Enter my super deluxe, wonderfully amazing Euro steam iron! I I attended the AQS Quilt Week in Grand Rapids a couple years ago and while wandering through the expo section saw a demonstration about my Euro iron. It had a hefty pricetag and at that time I thought it was a luxury that was a want, not a need. Well, a year later I was READY to make that purchase! The little frustrations of now and then ironing were magnified when ironing was a serious part of my business. And it was easy to rationalize the purchase because the yearly quilt week expo has great pricing!

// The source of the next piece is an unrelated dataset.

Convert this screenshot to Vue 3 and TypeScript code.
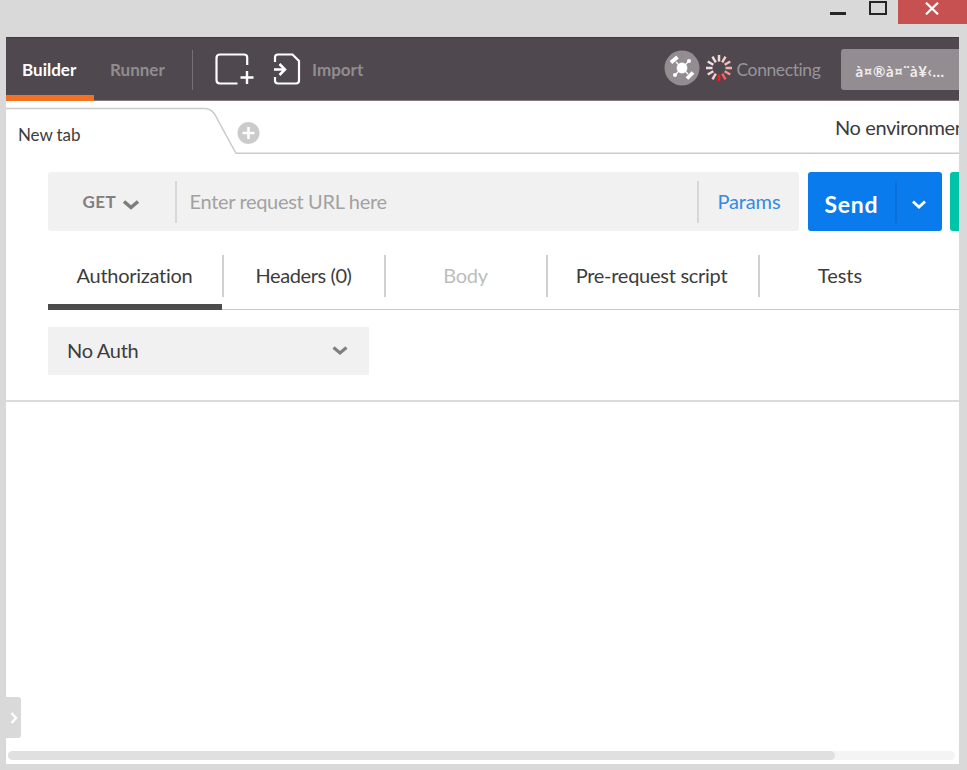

If you're sewing for an extended period of time there's nothing more frustrating than to be thrown out of a rhythm: sew, press, sew, press. It's not a question of multitasking but staying on task. My Euro iron is a basically a little pressure cooker. A half cup of water is good for about 3 hours of slow work. A downside is having to turn it off, let it cool (think a car's radiator cap) and add more water. But, that timeframe is about 5 minutes. The bottom plate's design has channels to direct the steam: the tip is great for corners and small pieces of fabric. I've unplugged it, taken it to my long arm machine and pressed a section of unruly fabric.

Another factor I love is it's ability to press even the most delicate fabric and knits without worry. My daughter's wedding ensemble was a combination of satin, taffeta, lace and tulle made up of cotton and polyester and blends. Easily scorched, melted and burned. This iron handled all of those fabrics without a worry. I took it with me on wedding day and final pressed the dress and veil (it had traveled from Michigan to Chicago by car) as well as a number of the bridesmaid dresses made up of polyester/knit blends.

It has been a joy when pressing quilt fabrics. I make many bindings and it's a breeze to press yards and yards of strips. Backing fabric brought in always needs a pressing before loading on my Handiquilter long arm. I'm not a salesman for this iron or get any type of kickback, I just want to pass on the idea of having the right tool for the job to make your work a little easier and a hobby more fun.

Another tool for pressing I've come to use quite often is a large pressing cloth on a large table. It's quite handy when I'm making t-shirt quilts. After I cut the graphic and need to adhere the interfacing to stabilize each square, I find a pressing cloth on a table is the best situation. A standard ironing board just isn't wide enough to comfortably work. I assembly line the process: cut t-shirts in one pile, cut interfacing in another pile, iron and pressing cloth ready.

 

Don't use steam when pressing your interfacing to the back of fabric.

Don't use steam when pressing your interfacing to the back of fabric.

Pressing tips for quilters

Don't wait to the end to press your quilt seams. I know how it is when you just want to see how it'll look but often there's a bit of easing or trimming and before you know it, you're a half inch off. It's the journey!

Think ahead to how the pieces will be pieced so that your corners and edges lay as flat as possible. That blob on the back could break a needle or distort the final quilt stitching.

For large pieces of fabric, don't put your iron down and circular motion iron on the fabric. Go with the grain or selvage to selvage. You don't want to distort the fabric.

Sometimes the heat and pressure of finger pressing is all that's necessary. But if you go to the iron, press down gently so as not to distort the fabric.

Generally, press both edges to the dark side. But that really depends on the pattern you're using! Sometimes it'll cause a huge blob of fabric so consistency is the watchword.